Noise and adversarial robustness: Intrinsic non-idealities (e.g., conductance variation, line-resistance) can incidentally confer adversarial robustness in neural networks, reducing adversarial loss by 10–20% compared to pure software implementations. Mapping and perturbation-aware schemes (such as SwitchX and ClipFormer) remap or constrain weights/activations to low-sensitivity or low-conductance states for resilience against both hardware and adversarial errors (Bhattacharjee et al., 2020, Bhattacharjee et al., 2020, Bhattacharjee et al., 4 Feb 2024).
Bit-encoding optimization: Techniques like gradient-based bit encoding adapt the number of binary pulses per layer to optimize noise robustness against analog stochasticity, improving classification accuracy by 5–40% under severe noise (Kim et al., 2022).

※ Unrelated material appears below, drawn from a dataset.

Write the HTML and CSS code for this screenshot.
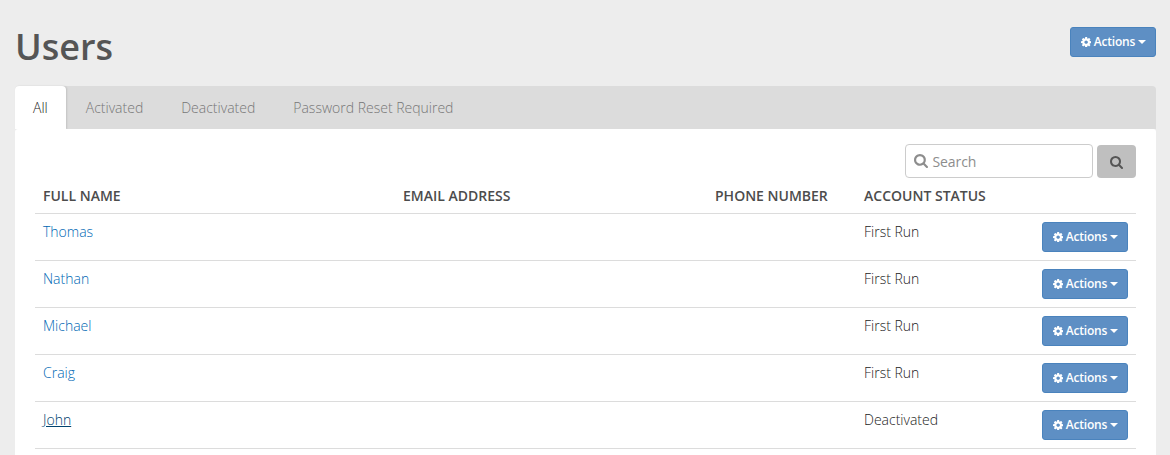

7. Simulation, Modeling, and Endurance Solutions

Design and evaluation benefit from advanced simulation frameworks. XbarSim, a circuit-level simulator, leverages LU decomposition for efficient solution of large crossbar nodal equations, handling parasitics and batch inputs with orders-of-magnitude improvements in speed over HSPICE. It supports open-source research into crossbar architectures and can be used for calibration, sizing, and reliability studies (Kolinko et al., 25 Oct 2024).

Endurance, a practical bottleneck given the finite program-erase cycles of memristors, is mitigated by techniques that sort weight matrices for reprogramming efficiency and “bit stucking” (avoiding unnecessary writes in least significant columns), reducing reprogramming frequency by 3.7× (ResNet-50) to 21× (ViT-Base) while preserving accuracy (Farias et al., 29 Oct 2024).

Memristive crossbars represent a versatile, high-density platform for both memory and computation, with robust strategies at the device, circuit, system, and algorithmic levels advancing their scalability and reliability for real-world applications in memory, computing, neuromorphic architectures, and beyond.